Friday, July 23, 2010

LAST DAY

Wow! On the whole, I think this was a very worthy conference. Had a great conversation at the beginning session--"How Do Faculty and Others Use Merlot?"--with a British IT person from Coventry University in England. Shared what we thought worked pedagogically and content-wise for online teaching. Broke to go to another MERLOT workshop regarding OER--a much-needed consideration of access to cheap/cheaper texts electronically. Got a good list of URLs to check out; however the lack of content for courses beyond the foundational level came up again. One online teaching staff person suggested that it was up to the authors to get publishers to make their work electonically available, as if we were the ones calling the shots with publishers. Pretty exciting--one person just got up and walked out! My feeling was that was a naive assumption, but the issue remains--how to go beyond Humanities 101 to courses requiring more critical thinking and more skills? ("Well, why don't you....)
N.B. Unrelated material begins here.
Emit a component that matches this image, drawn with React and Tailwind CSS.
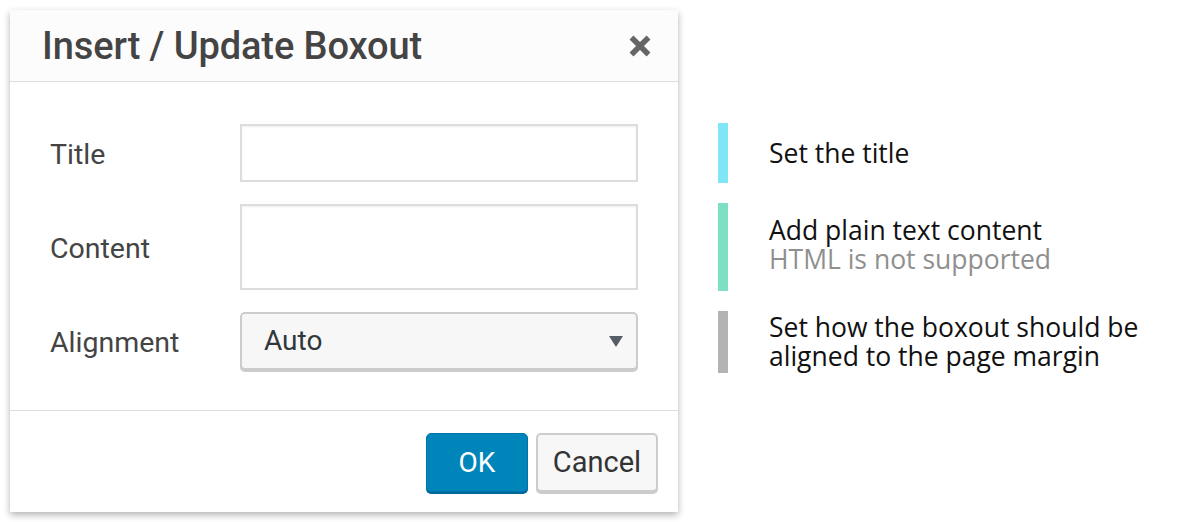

Rather than return to that session I went on to one on "Marginalia," a wonderful way of annotating text online in Moodle: talk about elegant and simple! Wow! They are Canadian but will work with some willing yanks to refine the idea. I have to say, that was very inspiring!

The wrap-up session, Lisa Dawley from Idaho, felt a bit like she was preaching to the choir, though she wisely commented on the overly transparent sales pitch, "re-invent yourself" strategies of some online teaching programs. (Appalling, too, that, according to Dawley, the U.S. now has a 30% high school drop out rate!) Idaho's, I thought, was a far more intelligent approach, geared towards looking out at the wider world (esp. when onine teaching now enables all of us to have students--literally--from all over the globe), supporting rigorous and substantive research, and good standards.

All in all, very stimulating, lots to think about, and though the bandwidth was surprisingly narrow for a fancy conference center and the Fairmont hotel conference food channel went down far too early, the food for thought was more than sufficient. Overwhelmingly worth the effort!